■ **DATA FOR THE TASK**:
++++++

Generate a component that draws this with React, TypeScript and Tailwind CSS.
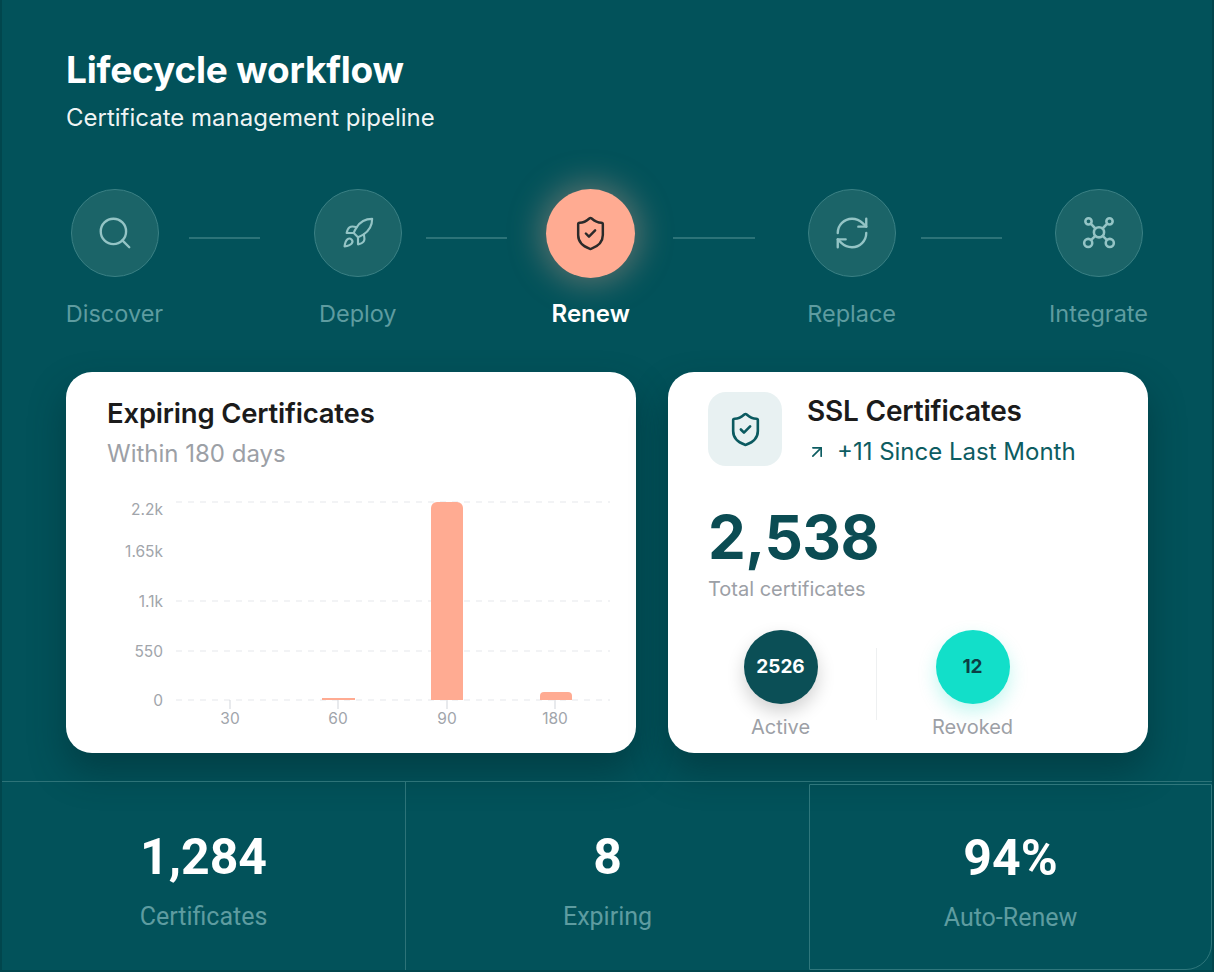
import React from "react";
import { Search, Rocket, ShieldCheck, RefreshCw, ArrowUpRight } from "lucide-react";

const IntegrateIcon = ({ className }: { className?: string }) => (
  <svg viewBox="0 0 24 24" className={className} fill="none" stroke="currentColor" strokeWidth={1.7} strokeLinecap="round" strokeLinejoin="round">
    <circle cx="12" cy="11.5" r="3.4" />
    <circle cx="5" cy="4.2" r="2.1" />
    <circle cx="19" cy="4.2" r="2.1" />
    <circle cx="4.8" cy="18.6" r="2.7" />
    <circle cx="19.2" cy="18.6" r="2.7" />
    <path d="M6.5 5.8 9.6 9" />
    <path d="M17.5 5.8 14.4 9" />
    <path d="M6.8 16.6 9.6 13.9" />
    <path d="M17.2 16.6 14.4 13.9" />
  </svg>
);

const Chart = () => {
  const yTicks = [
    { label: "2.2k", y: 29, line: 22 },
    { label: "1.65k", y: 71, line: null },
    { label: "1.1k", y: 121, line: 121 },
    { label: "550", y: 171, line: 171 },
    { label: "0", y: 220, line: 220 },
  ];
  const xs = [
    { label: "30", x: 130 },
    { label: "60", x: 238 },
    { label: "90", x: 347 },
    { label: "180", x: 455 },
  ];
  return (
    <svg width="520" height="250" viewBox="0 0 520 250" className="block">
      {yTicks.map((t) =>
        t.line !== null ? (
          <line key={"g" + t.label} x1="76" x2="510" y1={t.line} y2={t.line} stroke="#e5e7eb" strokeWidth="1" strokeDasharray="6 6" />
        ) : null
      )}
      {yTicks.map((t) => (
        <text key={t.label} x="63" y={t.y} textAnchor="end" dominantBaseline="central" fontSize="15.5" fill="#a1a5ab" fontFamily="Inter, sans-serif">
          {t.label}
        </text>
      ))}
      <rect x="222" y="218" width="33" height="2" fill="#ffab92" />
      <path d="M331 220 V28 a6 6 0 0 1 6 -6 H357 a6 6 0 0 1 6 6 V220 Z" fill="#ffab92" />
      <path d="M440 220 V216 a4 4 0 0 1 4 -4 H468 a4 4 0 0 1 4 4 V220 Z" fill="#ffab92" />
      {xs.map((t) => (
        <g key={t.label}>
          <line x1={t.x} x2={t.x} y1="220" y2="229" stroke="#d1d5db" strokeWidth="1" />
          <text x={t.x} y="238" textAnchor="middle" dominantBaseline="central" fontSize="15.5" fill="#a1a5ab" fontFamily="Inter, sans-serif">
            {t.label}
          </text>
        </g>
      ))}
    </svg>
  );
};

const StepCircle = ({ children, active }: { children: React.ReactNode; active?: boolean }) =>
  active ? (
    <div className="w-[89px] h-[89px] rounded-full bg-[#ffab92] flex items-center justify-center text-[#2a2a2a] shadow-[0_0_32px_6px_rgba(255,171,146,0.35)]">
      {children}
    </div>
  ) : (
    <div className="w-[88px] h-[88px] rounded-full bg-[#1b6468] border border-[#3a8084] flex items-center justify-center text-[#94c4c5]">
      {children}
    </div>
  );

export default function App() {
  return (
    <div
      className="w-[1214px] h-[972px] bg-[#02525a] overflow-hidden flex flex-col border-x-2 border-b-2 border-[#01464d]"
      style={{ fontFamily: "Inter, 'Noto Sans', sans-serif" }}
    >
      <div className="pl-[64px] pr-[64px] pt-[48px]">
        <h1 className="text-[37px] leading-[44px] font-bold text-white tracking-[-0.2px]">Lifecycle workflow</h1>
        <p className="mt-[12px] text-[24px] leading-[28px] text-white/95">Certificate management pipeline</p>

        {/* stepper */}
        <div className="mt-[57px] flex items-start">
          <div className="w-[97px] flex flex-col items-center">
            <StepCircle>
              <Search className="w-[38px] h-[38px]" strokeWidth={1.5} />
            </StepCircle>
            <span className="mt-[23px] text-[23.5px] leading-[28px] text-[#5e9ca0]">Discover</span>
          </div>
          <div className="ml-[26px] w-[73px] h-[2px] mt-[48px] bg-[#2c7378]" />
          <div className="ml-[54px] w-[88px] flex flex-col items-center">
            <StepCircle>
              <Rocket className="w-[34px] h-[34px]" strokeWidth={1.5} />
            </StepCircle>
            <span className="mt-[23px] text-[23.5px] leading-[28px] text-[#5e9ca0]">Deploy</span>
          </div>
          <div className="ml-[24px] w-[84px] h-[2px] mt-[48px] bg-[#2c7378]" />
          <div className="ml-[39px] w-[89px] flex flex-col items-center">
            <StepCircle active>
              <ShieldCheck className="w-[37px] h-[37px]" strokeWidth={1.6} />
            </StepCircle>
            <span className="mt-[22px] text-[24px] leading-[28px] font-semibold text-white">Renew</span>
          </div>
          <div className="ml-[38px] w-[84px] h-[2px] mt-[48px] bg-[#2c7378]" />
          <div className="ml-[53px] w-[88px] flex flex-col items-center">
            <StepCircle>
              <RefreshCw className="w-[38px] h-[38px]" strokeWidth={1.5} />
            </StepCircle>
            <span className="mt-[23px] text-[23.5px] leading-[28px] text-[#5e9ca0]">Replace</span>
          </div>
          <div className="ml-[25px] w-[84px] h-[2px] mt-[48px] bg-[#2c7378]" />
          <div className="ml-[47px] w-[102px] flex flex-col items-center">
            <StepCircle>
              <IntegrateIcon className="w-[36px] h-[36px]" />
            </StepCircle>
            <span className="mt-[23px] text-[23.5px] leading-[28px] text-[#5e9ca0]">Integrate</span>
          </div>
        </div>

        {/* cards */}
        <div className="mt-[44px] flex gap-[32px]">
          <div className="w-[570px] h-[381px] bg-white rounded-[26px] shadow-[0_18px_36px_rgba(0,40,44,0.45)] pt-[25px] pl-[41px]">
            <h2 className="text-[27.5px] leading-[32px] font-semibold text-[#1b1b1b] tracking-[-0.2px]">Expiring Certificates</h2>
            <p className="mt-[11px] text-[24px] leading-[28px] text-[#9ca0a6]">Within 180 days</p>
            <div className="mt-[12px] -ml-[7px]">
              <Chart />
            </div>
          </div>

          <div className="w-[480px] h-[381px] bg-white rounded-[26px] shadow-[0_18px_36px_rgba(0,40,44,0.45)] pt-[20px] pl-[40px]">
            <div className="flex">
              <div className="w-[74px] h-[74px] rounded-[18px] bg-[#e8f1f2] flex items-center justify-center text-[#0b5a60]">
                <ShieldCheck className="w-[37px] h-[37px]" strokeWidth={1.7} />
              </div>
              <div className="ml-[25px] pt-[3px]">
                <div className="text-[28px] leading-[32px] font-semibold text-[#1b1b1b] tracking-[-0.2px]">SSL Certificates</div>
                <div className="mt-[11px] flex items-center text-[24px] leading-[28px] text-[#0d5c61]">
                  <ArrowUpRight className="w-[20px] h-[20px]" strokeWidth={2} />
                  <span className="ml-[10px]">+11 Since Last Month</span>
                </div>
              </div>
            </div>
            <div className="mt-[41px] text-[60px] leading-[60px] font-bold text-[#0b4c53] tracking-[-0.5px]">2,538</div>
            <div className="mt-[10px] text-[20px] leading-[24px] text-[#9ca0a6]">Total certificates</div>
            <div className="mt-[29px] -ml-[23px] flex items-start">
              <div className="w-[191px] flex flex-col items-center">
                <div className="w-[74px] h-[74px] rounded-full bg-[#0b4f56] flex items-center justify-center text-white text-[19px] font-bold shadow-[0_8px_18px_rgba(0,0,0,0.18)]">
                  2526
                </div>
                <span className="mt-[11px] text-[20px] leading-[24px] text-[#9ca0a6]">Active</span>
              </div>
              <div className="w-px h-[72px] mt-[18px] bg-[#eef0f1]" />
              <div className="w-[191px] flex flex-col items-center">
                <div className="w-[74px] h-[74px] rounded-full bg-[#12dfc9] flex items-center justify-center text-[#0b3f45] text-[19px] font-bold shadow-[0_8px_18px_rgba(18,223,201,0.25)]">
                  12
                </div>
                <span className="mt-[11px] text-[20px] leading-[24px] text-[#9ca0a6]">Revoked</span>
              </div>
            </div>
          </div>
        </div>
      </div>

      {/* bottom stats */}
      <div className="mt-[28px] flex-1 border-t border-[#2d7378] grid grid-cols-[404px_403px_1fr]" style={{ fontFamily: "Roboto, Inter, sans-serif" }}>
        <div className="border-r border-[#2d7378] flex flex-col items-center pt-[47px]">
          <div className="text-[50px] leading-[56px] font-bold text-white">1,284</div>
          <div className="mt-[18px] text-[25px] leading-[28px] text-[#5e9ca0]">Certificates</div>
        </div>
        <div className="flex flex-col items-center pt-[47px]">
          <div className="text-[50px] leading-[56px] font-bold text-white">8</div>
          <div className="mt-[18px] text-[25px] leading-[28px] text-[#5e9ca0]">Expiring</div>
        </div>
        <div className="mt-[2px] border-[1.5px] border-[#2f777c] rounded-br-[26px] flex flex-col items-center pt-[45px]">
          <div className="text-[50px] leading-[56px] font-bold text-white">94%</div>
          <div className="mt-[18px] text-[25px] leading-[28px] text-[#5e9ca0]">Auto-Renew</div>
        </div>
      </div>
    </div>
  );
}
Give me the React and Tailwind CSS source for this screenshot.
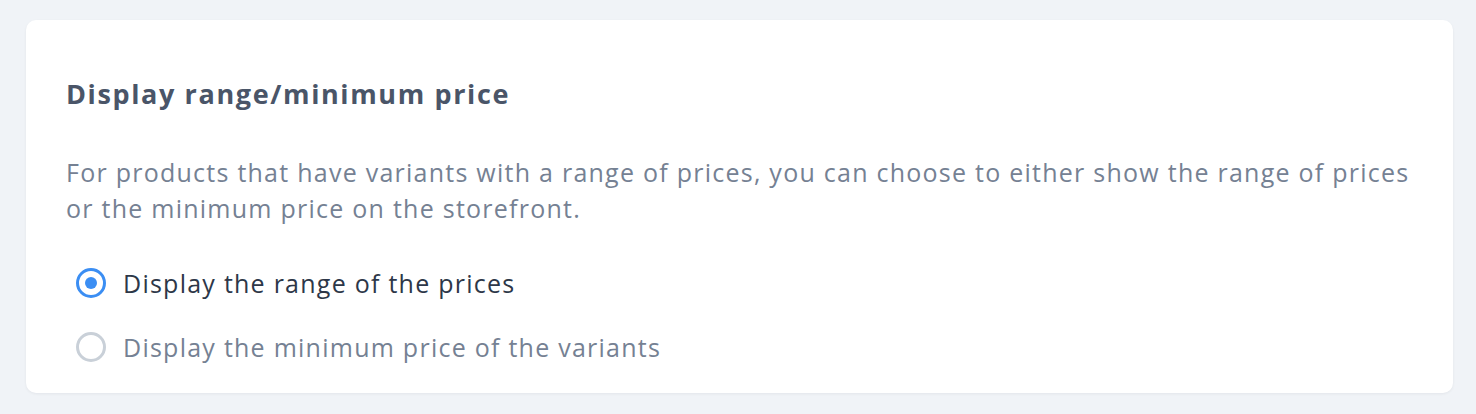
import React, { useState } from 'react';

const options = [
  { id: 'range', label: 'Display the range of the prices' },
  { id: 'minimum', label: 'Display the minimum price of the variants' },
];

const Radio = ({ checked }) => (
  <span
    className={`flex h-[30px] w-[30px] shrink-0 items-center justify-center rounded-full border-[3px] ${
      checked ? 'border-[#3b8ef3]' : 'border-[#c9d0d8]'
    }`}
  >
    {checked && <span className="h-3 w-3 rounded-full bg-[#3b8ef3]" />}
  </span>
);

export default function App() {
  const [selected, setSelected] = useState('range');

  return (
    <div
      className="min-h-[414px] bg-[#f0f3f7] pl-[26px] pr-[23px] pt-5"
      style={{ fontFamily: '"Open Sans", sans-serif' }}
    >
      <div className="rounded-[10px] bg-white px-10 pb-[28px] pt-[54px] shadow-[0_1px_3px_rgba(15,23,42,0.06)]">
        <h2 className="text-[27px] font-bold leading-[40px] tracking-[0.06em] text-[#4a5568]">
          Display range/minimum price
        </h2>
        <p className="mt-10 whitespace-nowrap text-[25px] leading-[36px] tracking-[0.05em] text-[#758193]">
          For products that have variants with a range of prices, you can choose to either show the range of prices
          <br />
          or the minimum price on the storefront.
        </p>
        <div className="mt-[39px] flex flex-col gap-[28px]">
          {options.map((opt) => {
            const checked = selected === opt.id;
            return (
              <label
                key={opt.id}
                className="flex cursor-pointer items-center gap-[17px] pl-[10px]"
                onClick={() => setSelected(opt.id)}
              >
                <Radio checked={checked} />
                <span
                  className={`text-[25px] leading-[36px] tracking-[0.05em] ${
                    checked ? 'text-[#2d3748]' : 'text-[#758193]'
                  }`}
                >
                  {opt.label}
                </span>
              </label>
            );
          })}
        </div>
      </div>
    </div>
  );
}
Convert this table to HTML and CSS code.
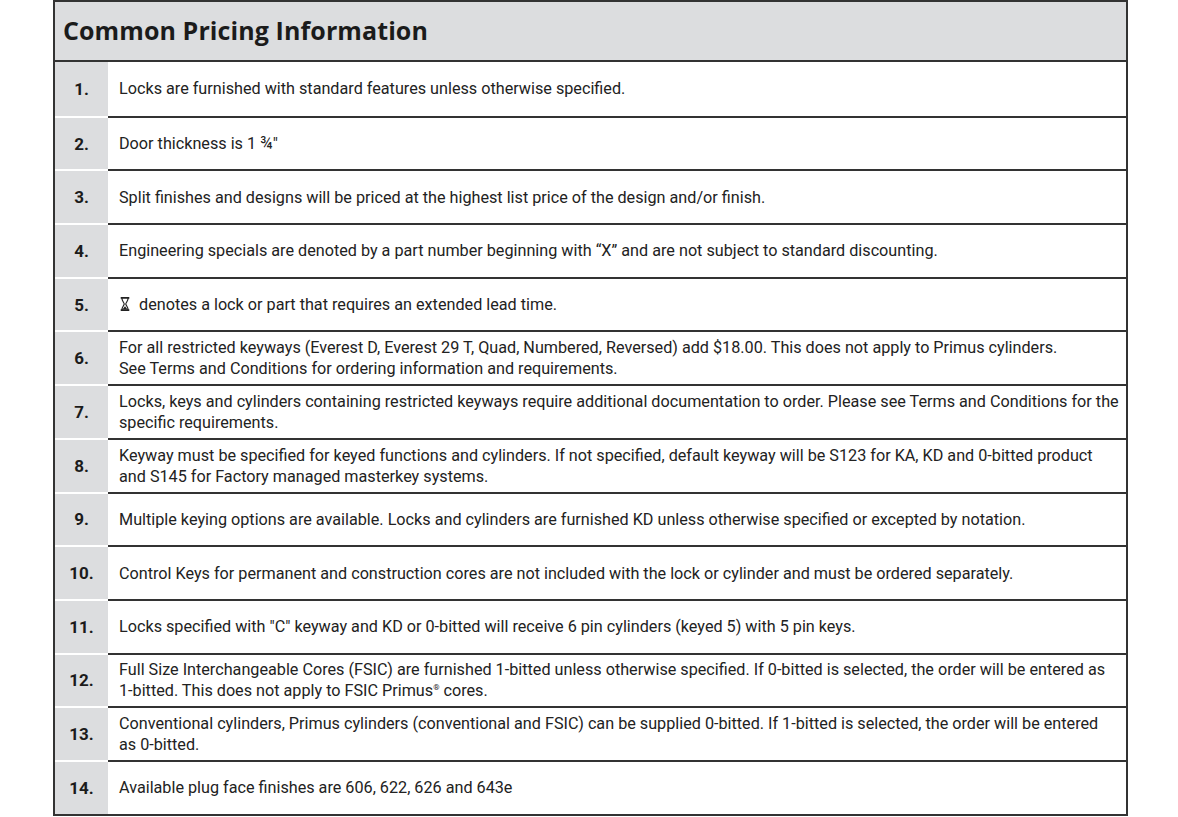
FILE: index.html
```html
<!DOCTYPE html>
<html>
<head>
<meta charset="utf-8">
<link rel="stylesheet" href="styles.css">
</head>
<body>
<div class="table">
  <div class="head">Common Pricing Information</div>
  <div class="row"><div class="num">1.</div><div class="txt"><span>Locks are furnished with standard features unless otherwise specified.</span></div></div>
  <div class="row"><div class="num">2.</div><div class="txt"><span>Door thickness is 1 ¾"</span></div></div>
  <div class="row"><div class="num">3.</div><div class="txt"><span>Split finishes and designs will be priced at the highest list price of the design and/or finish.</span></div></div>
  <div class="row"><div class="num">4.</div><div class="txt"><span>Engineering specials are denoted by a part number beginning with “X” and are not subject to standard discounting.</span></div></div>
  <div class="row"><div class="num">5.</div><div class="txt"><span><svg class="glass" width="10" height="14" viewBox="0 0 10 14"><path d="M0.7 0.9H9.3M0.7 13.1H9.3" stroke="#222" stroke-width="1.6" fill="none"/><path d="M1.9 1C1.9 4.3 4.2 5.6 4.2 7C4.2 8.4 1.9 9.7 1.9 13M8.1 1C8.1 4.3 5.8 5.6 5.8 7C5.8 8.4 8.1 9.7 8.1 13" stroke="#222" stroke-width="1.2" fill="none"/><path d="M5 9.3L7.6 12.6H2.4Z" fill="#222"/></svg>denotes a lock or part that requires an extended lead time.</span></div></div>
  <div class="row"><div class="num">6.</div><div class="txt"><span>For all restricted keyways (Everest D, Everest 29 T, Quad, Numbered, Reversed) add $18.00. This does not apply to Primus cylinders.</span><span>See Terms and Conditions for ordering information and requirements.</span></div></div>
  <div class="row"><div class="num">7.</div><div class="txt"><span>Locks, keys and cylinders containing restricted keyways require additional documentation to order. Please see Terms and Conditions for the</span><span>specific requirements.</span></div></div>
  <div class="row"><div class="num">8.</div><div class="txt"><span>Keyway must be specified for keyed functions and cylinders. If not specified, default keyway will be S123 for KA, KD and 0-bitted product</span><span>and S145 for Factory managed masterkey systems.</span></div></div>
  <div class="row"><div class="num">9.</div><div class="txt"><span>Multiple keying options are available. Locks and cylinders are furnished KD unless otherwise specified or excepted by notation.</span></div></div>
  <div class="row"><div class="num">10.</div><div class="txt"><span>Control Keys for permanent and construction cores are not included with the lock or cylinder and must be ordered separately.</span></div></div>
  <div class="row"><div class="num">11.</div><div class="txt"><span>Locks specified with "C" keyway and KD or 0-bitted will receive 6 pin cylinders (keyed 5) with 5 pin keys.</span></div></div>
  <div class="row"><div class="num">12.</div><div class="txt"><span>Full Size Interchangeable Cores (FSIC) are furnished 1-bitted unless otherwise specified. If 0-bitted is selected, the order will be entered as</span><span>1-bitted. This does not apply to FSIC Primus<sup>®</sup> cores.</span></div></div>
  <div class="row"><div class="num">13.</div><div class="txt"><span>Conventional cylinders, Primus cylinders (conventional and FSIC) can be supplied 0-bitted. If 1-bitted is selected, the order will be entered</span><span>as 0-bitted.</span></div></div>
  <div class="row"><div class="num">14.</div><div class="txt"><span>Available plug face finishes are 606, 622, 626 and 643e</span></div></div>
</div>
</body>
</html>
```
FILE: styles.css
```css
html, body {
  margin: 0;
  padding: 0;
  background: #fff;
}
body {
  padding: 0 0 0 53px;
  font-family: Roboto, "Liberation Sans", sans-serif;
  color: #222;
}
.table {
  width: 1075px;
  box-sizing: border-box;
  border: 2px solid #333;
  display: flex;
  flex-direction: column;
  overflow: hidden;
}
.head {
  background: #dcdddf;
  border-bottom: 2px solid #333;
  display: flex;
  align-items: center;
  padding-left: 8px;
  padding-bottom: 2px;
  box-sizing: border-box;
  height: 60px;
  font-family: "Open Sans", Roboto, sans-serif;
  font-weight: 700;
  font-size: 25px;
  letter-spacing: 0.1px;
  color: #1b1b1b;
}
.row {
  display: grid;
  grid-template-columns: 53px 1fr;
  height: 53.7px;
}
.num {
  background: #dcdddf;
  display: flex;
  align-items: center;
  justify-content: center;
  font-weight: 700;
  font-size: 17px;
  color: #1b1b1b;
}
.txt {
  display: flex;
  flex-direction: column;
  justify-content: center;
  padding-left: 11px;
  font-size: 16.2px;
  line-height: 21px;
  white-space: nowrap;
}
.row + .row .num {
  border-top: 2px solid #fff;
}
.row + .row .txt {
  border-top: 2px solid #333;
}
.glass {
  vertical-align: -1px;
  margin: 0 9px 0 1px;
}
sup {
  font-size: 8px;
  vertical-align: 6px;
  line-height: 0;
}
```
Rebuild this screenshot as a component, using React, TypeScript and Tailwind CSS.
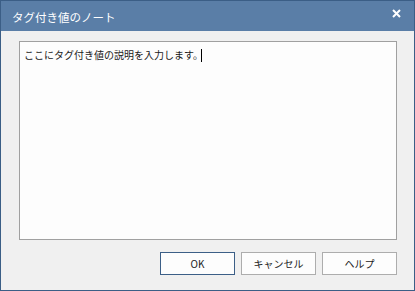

++++++

■ **THE PROBLEM**: Each line holding "table" must be found and copied.

■ **SOLUTION FOR THIS PROBLEM**:
Convert this table to HTML and CSS code.
<div class="table">
.table {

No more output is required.